This year’s May 20 tripartite elections will see the return of the councillors in the country’s governance. However, there are some legal issues regarding this office that some argue will make it difficult to councillors to work effectively. EPHRAIM NYONDO talked with renowned lawyer Noel Chalamanda who is also contesting on the position.
Q. Briefly, explain why have you decided to go for councillorship—a job mostly associated with retired people?
A. I find it to be a disheartening misconception that such an important role to serve one’s community should be looked upon so lowly regarded. Legal eligibility criteria for this office do not indicate that one has to be a retired person to contest. This is not a legal requirement but plainly a grave misconception that we have had over the years.
On the contrary, I am of the strong view that for such an important role of councillor we need energetic, knowledgeable, educated people that are passionate, have clear vision, receptive to ideas and proposals are creative and innovative are ready and willing to depart from the norm and venture into challenging projects befitting the e-age or the 21st century.
Q.In your understanding, why do you think we need strong councillors in Malawi’s governance system?
A. I will give the instance of the challenges facing Blantyre. Security is at its all-time low, infrastructure (buildings, roads, street lights, pavements bridges) are in a state of utter degeneration. Sanitation and lack of health facilities is a major concern. Public Amenities such as parks, sports arenas theatres concert halls, museums, libraries, botanical gardens, woodlands places of cultural and scientific interests only exist in the statute books. If you take a national look, you will find that these challenges apply to various city and district councils in the country. As such, we need strong councillors that are focused, disciplined, open-minded, innovative, creative, energetic and aggressive people can grapple with. Hence, my urge for a real strong council. This may be described as a mini cabinet for some part of the country.
Q.There are arguments regarding the ‘volunteerism’ nature of the councillor’s job which demotivates councillors to work hard. What is your view on this? Should councillors be on salary?
A. The law is such that councillors are only entitled to an allowance that may be determined by the relevant Minister on recommendation by Local Government Finance Committee. That is the law and so it shall be unless amended. Thus whoever is taking up this role must do so fully aware of the conditions. I believe councillorship is about leading one’s community in the never-ending efforts to make our places better. It is not a business venture. I therefore have no qualms about the fact that there is no salary.
Q. The 2012 Amendment to the Local Government Act gives power to MPs to also be voting members at the council level. Some argue that this will create power tussle between MPs and councillors at the council. What are your views on this?
A. If both MPs and Councillors have but one goal, the interest and well-being of their communities, their people and their cities at heart, I see no reason for the tussle.
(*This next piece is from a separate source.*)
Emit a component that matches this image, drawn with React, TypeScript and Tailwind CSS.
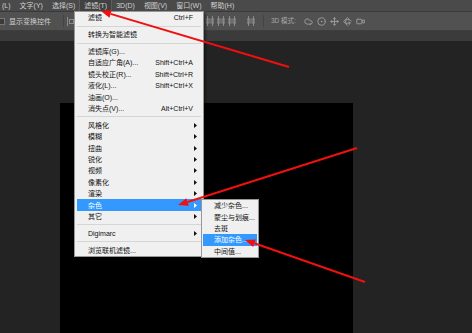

By law MPs of the relevant local government area are part of the Council in their ex officio capacity with voting rights. The advantage I see in this is the attempt by the law to bring coordination in developmental efforts of different stakeholders. That’s why the law also includes Traditional Authorities of the local government area as part of the Council albeit without voting rights. So if the intentions of all these stakeholders are genuine, patriotic and are bent on service rather than self-aggrandisement, there wouldn’t be a power tussle more especially when the law clearly stipulates the roles of each of these people composing the Council.
Q. Do you think the requirements as stipulated by law for someone to be a councillor are enough for the country to produce good councillors?
A. The law requires that those that wish to contest for these noble public offices must as a minimum be 21 years old, able to speak and read English for purposes of actively participating in Council Proceedings, among others. Further the law excludes people who have not been convicted of some offences entailing moral turpitude and dishonesty, undischarged bankrupts, people owing allegiance to other countries. These are minimum legal requirements. It is up to the electorate to elect persons into these offices who have certain expertise and some superior qualities much more than the legal minimum. It would have been desirable that those with expertise in different areas and professions, with knowledge and the relevant education stepped up to lead in coordinating development efforts.
Q. Anything you want to add
A. This is time for us, as people, to rise, roll up our sleeves and recreate our city and district councils. As somebody vying for a Blantyre seat, I have a strong belief that we can boost security (so that we are able to work for longer hours, move freely at any time, attract businesses and investment) and thus stimulate our economy.